> [Your instructions]
Answer with a single number: the count of lines that hold "page".

● ● ●

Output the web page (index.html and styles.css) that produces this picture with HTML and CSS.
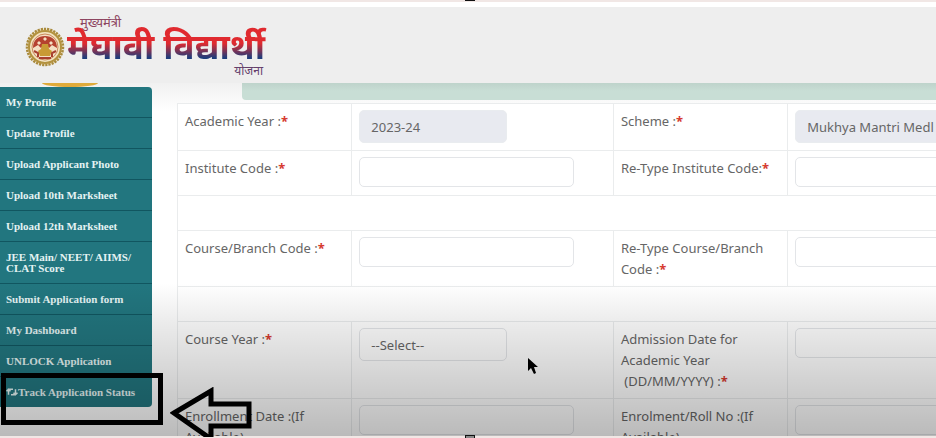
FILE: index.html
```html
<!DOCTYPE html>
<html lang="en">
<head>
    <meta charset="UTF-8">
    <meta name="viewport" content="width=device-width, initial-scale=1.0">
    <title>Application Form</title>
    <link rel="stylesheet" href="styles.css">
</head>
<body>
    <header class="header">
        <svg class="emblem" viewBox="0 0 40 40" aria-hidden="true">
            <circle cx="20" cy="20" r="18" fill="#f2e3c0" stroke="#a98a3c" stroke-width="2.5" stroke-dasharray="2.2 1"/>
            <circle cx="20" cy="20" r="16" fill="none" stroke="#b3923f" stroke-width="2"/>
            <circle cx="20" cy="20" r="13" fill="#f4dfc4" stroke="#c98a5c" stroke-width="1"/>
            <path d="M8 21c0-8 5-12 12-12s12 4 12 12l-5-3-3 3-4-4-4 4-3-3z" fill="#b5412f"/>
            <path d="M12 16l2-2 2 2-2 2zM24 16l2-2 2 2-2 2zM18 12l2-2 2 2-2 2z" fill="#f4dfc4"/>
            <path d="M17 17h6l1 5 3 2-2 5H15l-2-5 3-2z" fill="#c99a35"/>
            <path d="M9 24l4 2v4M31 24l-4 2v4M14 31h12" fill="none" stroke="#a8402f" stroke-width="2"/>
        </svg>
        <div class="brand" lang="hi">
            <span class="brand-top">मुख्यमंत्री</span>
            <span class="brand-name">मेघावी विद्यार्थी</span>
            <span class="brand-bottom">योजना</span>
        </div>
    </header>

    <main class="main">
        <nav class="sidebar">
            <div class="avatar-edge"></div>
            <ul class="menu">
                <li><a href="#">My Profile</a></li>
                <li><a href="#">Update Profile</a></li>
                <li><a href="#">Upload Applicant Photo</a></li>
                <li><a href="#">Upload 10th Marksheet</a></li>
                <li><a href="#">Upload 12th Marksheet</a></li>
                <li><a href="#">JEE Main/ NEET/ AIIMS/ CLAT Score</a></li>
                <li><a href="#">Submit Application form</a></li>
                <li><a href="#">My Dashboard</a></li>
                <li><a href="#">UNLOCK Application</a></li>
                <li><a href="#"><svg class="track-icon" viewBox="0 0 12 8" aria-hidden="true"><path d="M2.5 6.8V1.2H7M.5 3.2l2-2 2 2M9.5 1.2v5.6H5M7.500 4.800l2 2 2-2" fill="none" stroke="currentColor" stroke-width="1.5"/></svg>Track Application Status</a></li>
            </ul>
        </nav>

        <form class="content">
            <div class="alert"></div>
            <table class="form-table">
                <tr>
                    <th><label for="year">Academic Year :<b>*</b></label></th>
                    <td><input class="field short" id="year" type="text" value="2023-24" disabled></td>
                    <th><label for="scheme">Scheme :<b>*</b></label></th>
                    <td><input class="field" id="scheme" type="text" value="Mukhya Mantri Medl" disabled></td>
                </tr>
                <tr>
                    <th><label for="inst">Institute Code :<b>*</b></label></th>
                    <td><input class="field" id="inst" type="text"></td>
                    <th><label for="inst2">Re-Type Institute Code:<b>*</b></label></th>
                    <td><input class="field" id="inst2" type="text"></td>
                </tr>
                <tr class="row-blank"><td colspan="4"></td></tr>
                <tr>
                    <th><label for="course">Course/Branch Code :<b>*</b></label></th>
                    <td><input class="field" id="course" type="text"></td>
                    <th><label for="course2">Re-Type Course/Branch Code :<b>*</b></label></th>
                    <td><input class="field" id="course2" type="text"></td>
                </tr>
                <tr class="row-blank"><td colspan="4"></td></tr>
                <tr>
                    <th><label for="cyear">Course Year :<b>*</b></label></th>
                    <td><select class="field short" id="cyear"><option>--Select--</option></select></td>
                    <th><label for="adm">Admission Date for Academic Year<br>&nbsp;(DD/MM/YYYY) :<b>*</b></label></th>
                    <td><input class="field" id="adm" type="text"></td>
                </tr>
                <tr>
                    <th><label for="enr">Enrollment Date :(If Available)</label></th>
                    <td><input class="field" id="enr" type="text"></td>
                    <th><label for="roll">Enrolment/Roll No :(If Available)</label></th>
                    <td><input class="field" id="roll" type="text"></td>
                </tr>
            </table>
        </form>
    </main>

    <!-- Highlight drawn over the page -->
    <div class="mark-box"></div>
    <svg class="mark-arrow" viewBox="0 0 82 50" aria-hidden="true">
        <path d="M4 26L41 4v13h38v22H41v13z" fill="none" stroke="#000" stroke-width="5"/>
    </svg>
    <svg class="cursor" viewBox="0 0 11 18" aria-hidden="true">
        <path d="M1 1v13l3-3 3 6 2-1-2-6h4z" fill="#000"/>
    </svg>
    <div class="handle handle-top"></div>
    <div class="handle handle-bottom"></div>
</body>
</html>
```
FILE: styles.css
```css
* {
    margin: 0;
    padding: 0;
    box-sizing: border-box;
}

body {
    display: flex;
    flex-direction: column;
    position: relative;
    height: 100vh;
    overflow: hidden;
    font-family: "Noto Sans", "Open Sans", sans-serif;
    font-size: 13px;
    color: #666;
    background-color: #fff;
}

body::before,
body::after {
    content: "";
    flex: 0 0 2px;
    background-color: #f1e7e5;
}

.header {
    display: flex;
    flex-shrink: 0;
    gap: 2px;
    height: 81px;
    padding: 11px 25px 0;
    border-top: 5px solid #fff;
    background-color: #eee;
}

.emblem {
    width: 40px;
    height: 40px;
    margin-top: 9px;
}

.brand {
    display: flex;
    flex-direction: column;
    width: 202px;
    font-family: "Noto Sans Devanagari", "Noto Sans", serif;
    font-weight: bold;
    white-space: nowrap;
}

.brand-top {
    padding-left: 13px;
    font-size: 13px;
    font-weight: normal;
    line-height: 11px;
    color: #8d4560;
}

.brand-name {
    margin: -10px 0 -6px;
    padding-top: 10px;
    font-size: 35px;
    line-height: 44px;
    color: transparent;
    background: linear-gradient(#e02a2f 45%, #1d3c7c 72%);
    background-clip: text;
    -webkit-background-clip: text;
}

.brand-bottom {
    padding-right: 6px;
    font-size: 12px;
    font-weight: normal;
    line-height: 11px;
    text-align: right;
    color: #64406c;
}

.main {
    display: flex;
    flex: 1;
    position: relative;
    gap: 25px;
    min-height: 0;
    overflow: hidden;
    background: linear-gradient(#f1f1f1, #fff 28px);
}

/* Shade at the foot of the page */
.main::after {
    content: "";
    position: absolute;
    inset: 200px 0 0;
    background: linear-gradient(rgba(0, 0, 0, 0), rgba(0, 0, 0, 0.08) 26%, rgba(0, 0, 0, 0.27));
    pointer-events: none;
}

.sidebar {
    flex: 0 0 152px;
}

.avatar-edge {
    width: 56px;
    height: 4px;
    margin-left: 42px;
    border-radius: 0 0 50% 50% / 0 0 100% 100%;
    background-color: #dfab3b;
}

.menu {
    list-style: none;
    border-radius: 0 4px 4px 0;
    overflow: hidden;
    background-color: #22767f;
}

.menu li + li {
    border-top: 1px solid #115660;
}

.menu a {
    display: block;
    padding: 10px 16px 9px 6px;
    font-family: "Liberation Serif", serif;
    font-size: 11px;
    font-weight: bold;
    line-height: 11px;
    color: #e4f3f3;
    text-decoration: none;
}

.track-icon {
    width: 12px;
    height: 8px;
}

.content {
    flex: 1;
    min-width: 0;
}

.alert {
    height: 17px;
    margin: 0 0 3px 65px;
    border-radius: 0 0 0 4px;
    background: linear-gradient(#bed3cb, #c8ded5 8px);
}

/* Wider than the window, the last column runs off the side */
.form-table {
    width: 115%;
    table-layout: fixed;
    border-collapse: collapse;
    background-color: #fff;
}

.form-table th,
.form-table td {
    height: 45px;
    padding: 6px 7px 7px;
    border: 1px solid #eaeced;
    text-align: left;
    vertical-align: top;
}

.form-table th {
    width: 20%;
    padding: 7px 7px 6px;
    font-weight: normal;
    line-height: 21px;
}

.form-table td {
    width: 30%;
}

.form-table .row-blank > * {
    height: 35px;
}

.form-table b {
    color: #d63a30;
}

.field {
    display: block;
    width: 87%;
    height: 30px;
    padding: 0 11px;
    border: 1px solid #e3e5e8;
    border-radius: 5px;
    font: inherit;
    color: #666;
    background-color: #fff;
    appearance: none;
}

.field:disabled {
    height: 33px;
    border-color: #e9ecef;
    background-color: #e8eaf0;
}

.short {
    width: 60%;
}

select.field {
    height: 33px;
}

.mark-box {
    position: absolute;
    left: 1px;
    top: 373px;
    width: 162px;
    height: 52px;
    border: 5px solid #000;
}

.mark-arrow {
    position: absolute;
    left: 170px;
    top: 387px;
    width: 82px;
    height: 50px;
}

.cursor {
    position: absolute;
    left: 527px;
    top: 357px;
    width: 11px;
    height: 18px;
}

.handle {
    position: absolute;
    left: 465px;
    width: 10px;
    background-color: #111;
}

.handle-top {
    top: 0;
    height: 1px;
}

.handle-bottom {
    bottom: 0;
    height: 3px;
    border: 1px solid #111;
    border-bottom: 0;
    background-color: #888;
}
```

● ● ●

> [Exercise output]
3